The second way is to first calculate the frequencies yourself and then use the resulting data frame to plot the frequencies.

Code
counts <- count(mpg, class)

ggplot(counts, aes(x = reorder(class, n), y = n, fill = class)) +
  geom_col(alpha = .85) +
  geom_text(
    mapping = aes(label = n),
    vjust = -0.5,
    color = "grey20",
    size = 3
  ) +
  labs(x = "class", y = "count") +
  guides(fill = "none") +
  scale_fill_viridis(discrete = TRUE, option = "mako", end = .95) +
  theme_minimal()

2.1.1 Percentages

If you want to plot percentages instead, you can use the same two techniques as before: 1) have ggplot calculate the percentages or 2) do it yourself first.

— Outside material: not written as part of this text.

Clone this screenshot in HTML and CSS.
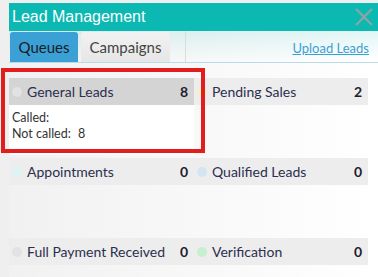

If you want to have ggplot calculate a percentage, you can use ..count../sum(..count..).

Code
ggplot(mpg, aes(x = fct_rev(fct_infreq(class)), fill = class)) +
  geom_bar(aes(y = after_stat(count/sum(count))), alpha = .85) +
  geom_text(
    mapping = aes(
      label = percent(after_stat(count/sum(count))),
      y = after_stat(count/sum(count))
    ), 
    stat = "count", 
    vjust = -.5,
    color = "grey20"
  ) +
  labs(x = "class") +
  guides(fill = "none") +
  scale_fill_viridis(
    discrete = TRUE, 
    option = "mako", 
    begin = .05, 
    end = .95
  ) +
  theme_minimal()

Alternatively, you calculate the percentages yourself first.

Code
counts <- mpg %>%
  count(class) %>%
  mutate(pct = n / sum(n))

ggplot(counts, aes(x = reorder(class, n), y = pct, fill = class)) +
  geom_col(alpha = .85) +
  geom_text(
    mapping = aes(label = percent(pct)),
    vjust = -0.5,
    color = "grey20",
    size = 3
  ) +
  labs(x = "class", y = "count") +
  guides(fill = "none") +
  scale_y_continuous(labels = percent_format(accuracy = 1)) +
  scale_fill_viridis(discrete = TRUE, option = "mako", end = .95) +
  theme_minimal()

The code of this latter approach seems to be a lot simpler, so could be recommended on that basis.

2.1.2 Stacked bar plots

Stacked bar plots can be used to add additional information to a bar plot, but they generally are difficult to interpret. It’s difficult to assess the varying sizes of the stacked bar charts. Plotting Likert responses as a stacked bar char may be an exception, as long as it is accompanied by labeled percentages and rotated horizontally. See the Likert chapter for more information.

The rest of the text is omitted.